(24a) CO2 Capture Via Potassium Carbonate/MEA Solution

A great deal of concern has been expressed with regard to global climate change and its link to growing atmospheric concentrations of carbon dioxide. To decrease the impact of anthropogenic CO₂ on global climate, several strategies are under development that will potentially remove CO₂ from the atmosphere or decrease CO₂ emission. One such strategy involves the capture of CO₂ from large point sources (such as pulverized coal (PC) plants) and the long-term storage of CO₂ underground.  The post-combustion capture of CO₂ is a challenging application because of (1) the low pressure and dilute concentration (10 to 15 %) of the carbon dioxide dictate a high volume of gas to be treated and (2) trace impurities in the flue gas tend to reduce the effectiveness of the CO₂ absorbing processes.

          Much work has been studied in this area and has included development of amine-based liquid sorbents, solid amine-based sorbents, metal carbonate sorbents, ionic solution, chemical looping, membrane system and other novel technologies. The aqueous amine system is one of the commercial technologies for CO₂ capture for PC power plants.

The commonly used amine in scrubbing solutions contains monoethanolamine (2-aminoethanol) (NH₂CH₂CH₂OH) (MEA). The disadvantages of using MEA solutions include energy-intensive, amine degradation and corrosive.  The typical reaction is illustrated as follows:

2 MEA + H⁺    +  HCO₃ ^-    ¬>   MEA·H⁺    +    MEA·HCO₃^-

            Work also has been conducted in the area of using carbonate sorbents to  remove carbon dioxide from flue gas.  A carbon dioxide capture process using regenerable sorbents such as an alkali metal oxide or an alkali metal carbonate has been reported. Potassium carbonate (K₂CO₃) can be supported on a high surface area of activated alumina (Al₂O₃). The product formed from absorption of carbon dioxide is taken aside and heated to regenerate the sorbent. No significant chemical degradation is observed, but there is physical attrition. Loading occurs between from about 60⁰C to 100⁰C according to the following reaction equation.

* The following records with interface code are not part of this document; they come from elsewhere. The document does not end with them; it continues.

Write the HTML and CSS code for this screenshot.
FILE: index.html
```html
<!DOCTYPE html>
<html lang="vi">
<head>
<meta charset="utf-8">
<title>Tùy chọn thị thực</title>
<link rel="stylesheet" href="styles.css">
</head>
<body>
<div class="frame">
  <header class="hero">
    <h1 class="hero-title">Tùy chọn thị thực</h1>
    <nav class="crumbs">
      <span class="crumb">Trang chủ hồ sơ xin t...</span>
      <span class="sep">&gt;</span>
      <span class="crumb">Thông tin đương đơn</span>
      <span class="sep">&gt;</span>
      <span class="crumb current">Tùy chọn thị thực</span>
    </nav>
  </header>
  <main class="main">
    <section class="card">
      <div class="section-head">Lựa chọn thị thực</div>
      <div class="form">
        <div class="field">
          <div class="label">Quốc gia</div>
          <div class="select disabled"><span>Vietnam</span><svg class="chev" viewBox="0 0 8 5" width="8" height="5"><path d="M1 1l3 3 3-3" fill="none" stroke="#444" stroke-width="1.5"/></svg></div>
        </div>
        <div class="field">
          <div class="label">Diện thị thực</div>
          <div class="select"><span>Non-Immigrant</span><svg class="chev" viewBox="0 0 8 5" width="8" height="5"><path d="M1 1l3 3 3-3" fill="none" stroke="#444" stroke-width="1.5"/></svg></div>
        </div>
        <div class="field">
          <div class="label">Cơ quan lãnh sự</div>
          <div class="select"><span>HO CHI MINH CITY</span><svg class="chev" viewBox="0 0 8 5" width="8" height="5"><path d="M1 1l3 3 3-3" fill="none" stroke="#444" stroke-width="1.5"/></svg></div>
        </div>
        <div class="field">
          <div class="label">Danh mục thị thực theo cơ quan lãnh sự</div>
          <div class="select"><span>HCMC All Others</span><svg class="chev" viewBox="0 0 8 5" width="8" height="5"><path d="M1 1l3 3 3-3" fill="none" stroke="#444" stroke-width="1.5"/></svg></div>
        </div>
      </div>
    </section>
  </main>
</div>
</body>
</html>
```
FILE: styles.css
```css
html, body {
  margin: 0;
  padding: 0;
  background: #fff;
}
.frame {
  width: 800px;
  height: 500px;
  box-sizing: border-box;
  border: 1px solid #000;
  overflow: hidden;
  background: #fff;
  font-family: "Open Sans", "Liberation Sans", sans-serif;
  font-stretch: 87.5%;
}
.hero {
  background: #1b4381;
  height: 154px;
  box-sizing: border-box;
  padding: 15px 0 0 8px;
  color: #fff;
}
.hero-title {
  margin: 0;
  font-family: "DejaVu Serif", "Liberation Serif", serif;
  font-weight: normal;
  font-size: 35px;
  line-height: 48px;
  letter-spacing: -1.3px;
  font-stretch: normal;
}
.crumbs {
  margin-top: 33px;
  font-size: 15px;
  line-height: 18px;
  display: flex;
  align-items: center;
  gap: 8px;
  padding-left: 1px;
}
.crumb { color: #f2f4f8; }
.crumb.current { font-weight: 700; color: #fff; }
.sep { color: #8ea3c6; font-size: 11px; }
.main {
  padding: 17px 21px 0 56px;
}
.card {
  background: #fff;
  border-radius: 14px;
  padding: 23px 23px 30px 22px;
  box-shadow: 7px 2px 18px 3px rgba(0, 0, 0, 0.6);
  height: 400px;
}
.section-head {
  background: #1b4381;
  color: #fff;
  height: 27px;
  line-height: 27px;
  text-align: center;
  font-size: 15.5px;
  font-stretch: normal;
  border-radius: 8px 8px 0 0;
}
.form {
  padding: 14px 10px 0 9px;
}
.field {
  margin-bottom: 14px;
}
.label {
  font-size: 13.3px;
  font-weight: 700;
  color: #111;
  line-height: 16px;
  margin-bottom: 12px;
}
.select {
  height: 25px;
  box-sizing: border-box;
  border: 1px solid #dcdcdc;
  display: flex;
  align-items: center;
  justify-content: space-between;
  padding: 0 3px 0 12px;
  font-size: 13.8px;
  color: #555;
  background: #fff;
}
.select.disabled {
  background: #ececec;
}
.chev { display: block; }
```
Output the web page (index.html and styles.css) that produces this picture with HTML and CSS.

K₂CO₃   +    H₂O   +   CO₂   ¬>    2 KHCO₃

Thermal desorption of potassium bicarbonate (KHCO₃) and the alumina support takes place at temperatures around 145⁰C to 150⁰C.

In this paper, a CO₂ capture process (US patent 7,842,126) is presented where CO₂ from combustion flue gas dissolves into an aqueous solution of amine and soluble potassium carbonate. Potassium carbonate rapidly reacts with amine-associated carbamate and water to form less-soluble potassium bicarbonate that precipitates from solution.  This reaction serves both to chemically regenerate the amine solution by removing the carbamate and to separate CO₂ in the form of solid bicarbonate precipitate.  Precipitated potassium bicarbonate is further physically separated from bulk solution and heated to temperatures greater than approximately 150 ºC to thermally regenerate back to solid potassium carbonate and release concentrated CO₂ gas.  Because of the absence of bulk aqueous solution, regeneration enthalpy requirements for separated bicarbonate solid is predicted to be low as compared to those reported for regeneration in traditional MEA-based absorption processes.  Following thermal regeneration of the separated solid, potassium carbonate is re-dissolved in potassium carbonate-lean aqueous amine solution, and the reactive solution is re-exposed to flue gas to close the process loop.  This process concept has the potential to achieve high CO₂ capture efficiency with relatively low regeneration energy requirements.

In addition to details description of capture methodology, preliminary laboratory results will be presented.